===== INPUT ROWS =====
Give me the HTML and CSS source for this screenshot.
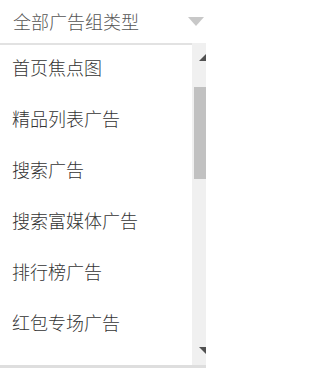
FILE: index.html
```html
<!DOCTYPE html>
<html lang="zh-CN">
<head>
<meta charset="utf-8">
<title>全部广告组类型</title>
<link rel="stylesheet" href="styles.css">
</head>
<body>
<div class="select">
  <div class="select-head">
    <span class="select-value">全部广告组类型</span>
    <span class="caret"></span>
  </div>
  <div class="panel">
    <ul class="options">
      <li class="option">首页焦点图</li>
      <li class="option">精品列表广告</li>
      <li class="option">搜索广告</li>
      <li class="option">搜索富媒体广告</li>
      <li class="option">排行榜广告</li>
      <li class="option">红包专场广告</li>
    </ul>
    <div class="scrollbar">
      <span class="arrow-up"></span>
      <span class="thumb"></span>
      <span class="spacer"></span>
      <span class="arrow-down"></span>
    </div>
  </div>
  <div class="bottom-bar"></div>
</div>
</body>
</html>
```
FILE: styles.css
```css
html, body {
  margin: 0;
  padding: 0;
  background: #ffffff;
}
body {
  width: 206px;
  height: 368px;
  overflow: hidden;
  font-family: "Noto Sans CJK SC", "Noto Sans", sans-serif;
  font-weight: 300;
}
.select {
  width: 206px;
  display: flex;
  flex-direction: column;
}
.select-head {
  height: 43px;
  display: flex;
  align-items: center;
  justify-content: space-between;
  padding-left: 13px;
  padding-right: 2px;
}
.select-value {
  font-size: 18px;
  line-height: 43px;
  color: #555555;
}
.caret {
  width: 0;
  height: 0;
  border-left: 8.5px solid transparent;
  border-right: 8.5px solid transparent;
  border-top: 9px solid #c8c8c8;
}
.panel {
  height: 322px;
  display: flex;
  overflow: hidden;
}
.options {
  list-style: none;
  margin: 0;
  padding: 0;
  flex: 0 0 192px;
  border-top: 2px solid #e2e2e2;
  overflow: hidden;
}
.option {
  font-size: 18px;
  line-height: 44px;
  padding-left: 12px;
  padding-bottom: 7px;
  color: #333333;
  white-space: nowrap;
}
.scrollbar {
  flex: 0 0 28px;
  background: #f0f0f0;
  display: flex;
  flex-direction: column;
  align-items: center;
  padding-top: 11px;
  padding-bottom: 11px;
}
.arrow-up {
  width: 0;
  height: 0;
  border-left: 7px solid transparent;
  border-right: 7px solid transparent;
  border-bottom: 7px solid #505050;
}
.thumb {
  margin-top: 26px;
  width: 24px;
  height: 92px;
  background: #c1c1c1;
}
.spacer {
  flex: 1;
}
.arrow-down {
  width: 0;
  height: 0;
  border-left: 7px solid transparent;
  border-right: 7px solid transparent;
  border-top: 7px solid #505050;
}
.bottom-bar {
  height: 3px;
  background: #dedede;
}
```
=====
===== INPUT ROWS =====
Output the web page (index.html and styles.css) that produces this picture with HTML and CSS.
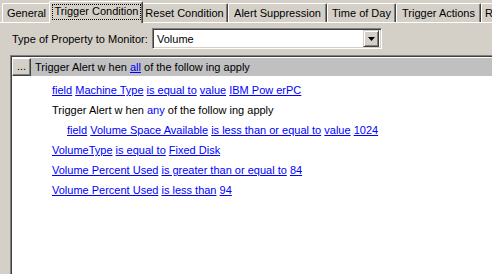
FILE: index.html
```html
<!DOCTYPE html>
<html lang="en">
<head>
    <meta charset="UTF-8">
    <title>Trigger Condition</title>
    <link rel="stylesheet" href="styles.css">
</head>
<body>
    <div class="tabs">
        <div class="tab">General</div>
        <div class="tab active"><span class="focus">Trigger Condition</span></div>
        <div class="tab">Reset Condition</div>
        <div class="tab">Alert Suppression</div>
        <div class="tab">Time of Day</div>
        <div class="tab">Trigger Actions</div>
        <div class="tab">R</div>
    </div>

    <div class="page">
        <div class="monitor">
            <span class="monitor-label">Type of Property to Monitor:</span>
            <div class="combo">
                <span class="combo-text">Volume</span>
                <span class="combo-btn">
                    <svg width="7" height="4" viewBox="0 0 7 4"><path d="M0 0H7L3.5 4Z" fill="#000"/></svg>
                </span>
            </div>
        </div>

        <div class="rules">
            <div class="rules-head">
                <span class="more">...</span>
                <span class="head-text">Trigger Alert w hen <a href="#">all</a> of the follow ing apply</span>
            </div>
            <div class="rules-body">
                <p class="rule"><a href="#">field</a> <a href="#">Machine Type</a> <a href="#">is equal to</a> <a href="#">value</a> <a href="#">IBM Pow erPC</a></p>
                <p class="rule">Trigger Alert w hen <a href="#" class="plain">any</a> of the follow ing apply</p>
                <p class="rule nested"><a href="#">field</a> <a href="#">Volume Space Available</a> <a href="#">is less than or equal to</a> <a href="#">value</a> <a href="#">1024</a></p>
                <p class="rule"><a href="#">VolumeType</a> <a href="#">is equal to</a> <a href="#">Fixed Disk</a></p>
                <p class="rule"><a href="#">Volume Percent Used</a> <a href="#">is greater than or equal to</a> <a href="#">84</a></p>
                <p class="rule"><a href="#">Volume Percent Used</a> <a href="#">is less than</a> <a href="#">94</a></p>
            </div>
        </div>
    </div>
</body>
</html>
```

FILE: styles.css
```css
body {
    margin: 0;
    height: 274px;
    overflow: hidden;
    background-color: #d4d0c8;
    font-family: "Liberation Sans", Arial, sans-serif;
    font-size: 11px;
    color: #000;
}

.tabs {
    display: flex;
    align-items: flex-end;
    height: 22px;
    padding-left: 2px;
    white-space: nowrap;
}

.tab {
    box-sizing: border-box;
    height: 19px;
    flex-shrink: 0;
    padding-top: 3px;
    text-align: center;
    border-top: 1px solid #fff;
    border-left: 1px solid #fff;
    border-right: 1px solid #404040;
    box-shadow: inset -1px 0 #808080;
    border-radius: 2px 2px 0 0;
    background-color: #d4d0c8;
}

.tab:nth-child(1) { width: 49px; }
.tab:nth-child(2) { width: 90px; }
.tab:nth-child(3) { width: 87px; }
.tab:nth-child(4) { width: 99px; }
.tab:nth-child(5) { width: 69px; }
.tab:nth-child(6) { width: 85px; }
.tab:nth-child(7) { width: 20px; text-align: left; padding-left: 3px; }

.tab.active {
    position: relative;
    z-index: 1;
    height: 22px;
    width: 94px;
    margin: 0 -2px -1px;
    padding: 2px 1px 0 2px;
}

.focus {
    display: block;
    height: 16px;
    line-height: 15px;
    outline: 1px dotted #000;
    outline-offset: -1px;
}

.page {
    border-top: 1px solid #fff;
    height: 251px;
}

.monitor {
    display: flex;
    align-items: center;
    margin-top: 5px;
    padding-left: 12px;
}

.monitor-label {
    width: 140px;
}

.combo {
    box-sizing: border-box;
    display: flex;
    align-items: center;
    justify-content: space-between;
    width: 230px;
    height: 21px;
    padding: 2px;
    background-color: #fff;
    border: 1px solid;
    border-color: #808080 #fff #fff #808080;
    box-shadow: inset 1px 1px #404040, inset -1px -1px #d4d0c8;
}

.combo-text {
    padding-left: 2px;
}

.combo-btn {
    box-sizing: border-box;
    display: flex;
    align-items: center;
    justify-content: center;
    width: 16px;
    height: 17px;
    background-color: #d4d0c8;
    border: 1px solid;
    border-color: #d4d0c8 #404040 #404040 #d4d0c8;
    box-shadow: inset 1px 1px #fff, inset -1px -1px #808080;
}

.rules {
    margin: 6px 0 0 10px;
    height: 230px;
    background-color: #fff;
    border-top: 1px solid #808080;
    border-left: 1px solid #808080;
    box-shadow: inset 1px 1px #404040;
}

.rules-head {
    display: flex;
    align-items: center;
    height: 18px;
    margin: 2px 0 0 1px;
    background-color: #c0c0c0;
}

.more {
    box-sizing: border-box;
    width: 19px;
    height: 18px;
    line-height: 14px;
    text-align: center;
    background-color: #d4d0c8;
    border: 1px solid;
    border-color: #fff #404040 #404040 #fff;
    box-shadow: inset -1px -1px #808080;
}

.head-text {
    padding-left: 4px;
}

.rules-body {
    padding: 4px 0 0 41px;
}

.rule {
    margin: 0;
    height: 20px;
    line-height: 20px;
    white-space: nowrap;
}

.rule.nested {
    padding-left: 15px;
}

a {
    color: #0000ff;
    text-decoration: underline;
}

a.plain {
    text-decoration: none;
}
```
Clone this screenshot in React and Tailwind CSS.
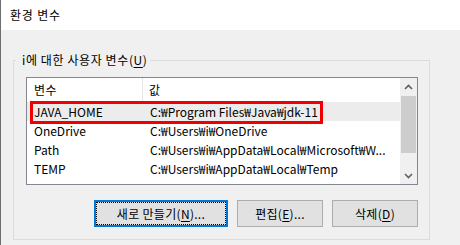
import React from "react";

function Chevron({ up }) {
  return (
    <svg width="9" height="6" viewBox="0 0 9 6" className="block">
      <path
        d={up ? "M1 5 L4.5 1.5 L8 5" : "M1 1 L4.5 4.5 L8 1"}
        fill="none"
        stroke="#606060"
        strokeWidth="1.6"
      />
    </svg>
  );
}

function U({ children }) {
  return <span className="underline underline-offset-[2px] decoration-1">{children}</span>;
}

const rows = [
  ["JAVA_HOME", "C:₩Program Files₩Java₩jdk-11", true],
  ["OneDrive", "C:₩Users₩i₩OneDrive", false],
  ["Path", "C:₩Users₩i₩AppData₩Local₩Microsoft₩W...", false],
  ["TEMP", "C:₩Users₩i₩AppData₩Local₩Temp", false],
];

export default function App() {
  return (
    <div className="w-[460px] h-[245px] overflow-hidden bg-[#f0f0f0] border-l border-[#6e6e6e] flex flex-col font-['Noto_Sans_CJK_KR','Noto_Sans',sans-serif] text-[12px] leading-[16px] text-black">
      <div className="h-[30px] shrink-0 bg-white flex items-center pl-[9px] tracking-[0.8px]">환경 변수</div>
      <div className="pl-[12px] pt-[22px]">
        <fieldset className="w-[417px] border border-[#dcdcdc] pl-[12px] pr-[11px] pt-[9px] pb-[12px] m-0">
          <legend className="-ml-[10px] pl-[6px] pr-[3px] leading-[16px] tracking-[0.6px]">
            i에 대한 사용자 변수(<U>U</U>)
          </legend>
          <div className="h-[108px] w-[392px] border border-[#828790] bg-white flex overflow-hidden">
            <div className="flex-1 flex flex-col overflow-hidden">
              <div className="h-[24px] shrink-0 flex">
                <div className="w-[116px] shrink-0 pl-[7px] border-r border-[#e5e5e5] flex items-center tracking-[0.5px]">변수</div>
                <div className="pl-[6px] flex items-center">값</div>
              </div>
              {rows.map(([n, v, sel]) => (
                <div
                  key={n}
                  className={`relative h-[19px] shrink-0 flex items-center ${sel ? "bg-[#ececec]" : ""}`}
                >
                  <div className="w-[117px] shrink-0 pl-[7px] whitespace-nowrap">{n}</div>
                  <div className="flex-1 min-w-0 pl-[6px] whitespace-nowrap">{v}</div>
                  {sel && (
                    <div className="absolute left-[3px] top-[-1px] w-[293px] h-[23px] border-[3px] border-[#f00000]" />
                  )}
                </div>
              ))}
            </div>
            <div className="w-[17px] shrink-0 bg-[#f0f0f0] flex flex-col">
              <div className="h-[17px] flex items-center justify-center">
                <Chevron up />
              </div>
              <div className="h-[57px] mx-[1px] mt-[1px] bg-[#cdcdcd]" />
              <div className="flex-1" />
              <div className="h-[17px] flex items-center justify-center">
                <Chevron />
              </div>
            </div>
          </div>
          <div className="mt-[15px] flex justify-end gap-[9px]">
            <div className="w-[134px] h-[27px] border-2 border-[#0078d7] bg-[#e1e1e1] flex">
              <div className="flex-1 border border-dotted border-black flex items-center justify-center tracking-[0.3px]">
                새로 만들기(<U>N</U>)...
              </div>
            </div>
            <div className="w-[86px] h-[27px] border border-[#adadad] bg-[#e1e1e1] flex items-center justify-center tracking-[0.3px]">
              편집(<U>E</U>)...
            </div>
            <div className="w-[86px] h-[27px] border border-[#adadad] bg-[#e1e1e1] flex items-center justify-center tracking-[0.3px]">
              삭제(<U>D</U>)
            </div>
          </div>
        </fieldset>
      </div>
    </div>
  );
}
=====
SET TASK:
Using the entries above, extract exactly the lines from the one that contains "Clone this screenshot" through the one that contains "import React from". Do not carry over any pictures.

FINISHED TASK:
Clone this screenshot in React and Tailwind CSS.
import React from "react";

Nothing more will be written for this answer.